Can you imagine someone going on the radio and arguing that it's OK for a dozen or so students to die every year in order to ensure that we have robust science education?

Far be it from me to be that person, but seriously, how do we reconcile this disparity? Do people really think a marginal improvement in the taste of raw shellfish is more important than the future of human civilization?

For the record, the actual number of students killed by science classes each year is pretty darn close to zero. It has happened in the last couple of decades, but very, very rarely. Even before the age of hyper-protectiveness, the fatality rate in science classes was a tiny fraction of that in, say, football practice, where death and permanent disability are comparatively routine. Yet laboratory science classes have been all but eliminated from schools, with safety being an oft-cited reason.

There are a number of ways to help understand why people might think it's OK to die for oysters but not for science.

People are well known to look at and evaluate risks in ways that make little sense in the cold light of reason. For example, if oysters were born pre-pasteurized and someone invented a process that would make them taste a bit better, but it killed 13 people a year, very few people (other than the French) would stand up to say that was a good idea.

And people are significantly more risk-averse when it comes to their children than they are about themselves. I know people who never wear seatbelts, but their babies ride in elaborate safety seats, properly strapped in.

Furthermore, people generally feel it's fine for adults to do risky things if they choose to. A dozen or two people die skiing every winter in Colorado, but that's not really considered a problem by anyone involved. There are special laws to protect the ski resorts from liability, and fatalities, while tragic, are generally rationalized as occurring when people aren't being careful, so it's their own fault.

So, clearly there is a significant difference between an adult choosing to eat a ticking oyster bomb, and a school assigning a child to do a required activity at school.

But all this is really not a good enough explanation. People take their children skiing all the time, knowing full well the risks. School football programs may be voluntary, but P.E. classes are generally required, and while they may not rise to the level of football in degree of roughness, they are certainly significantly more dangerous than social studies, or science.

I think the real key to the puzzle is fear of the unknown, combined with a general apathy about the value of science.

When you understand a danger, you automatically feel more comfortable taking it on. Crashing into a tree at high speed is not difficult to understand, and therefore skiers accept the concept of trees dotting the slopes and work to avoid them. Avalanches, on the other hand, are mysterious to most people, so skiers fear them more than trees, even though far more are killed by trees than by avalanches.

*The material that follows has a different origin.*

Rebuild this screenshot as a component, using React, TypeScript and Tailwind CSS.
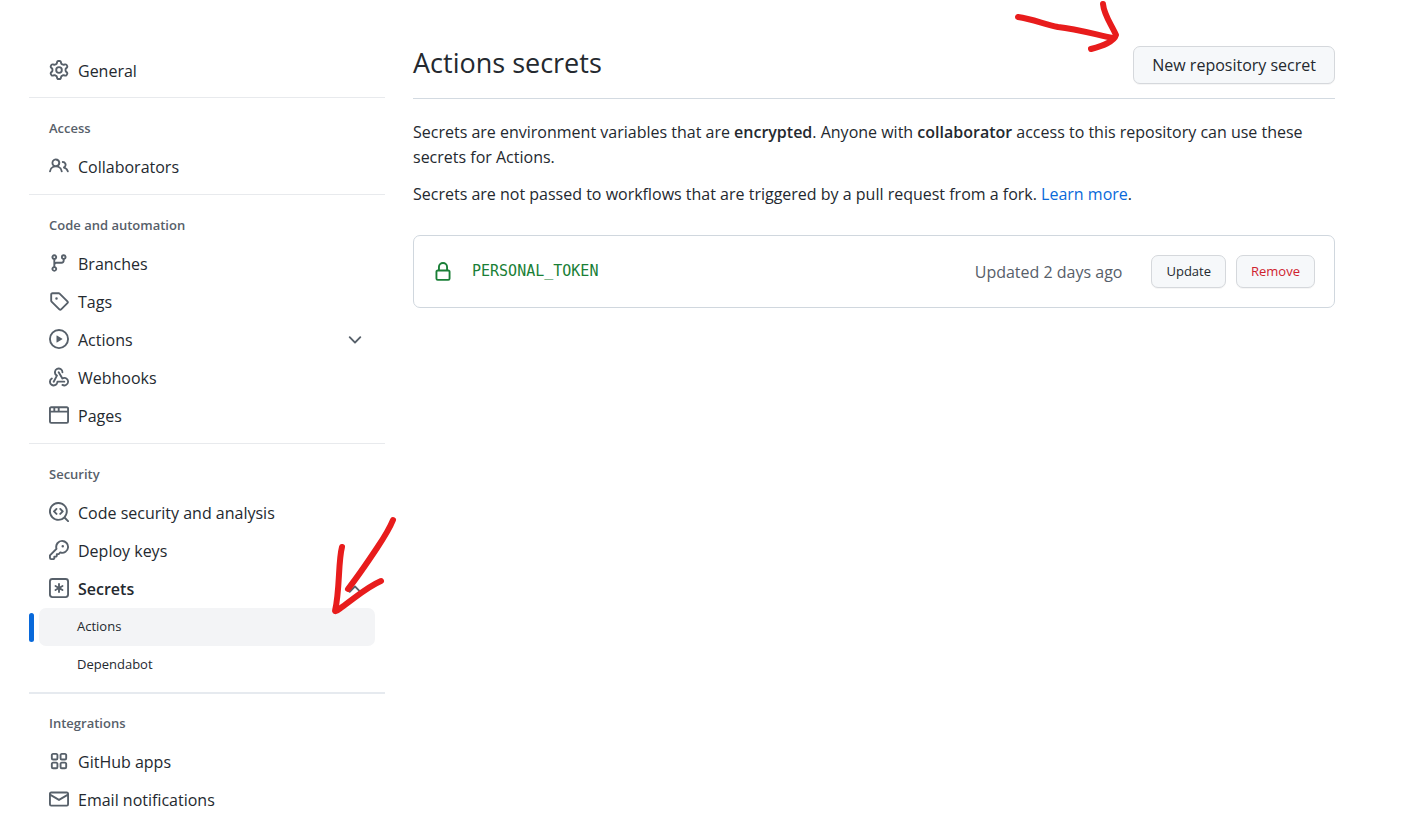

Sadly, science is largely an unknown to a large portion of the population. Chemicals are things to be feared and despised. Say "acid" and people think bubbling vats of death, even if they just drank a healthy dose of citric acid for breakfast. It's really, really difficult to explain to someone why their child should spend a month playing with acids when that person's main conception of acids is formed by watching the way James Bond dispatches villains.

And when ignorance is combined with apathy, the conclusion seems all too obvious. Why take any risk at all, no matter how tiny, if you don't see the value of what you get for it? Skiing is fun. Football builds character and teamwork. Science gives you...what, exactly?

In tomorrow's post I will tell you why I think it's so important that science education be robust, including serious lab classes at the middle and high school level, and yes, I will defend those classes being no less dangerous than getting out of bed in the morning.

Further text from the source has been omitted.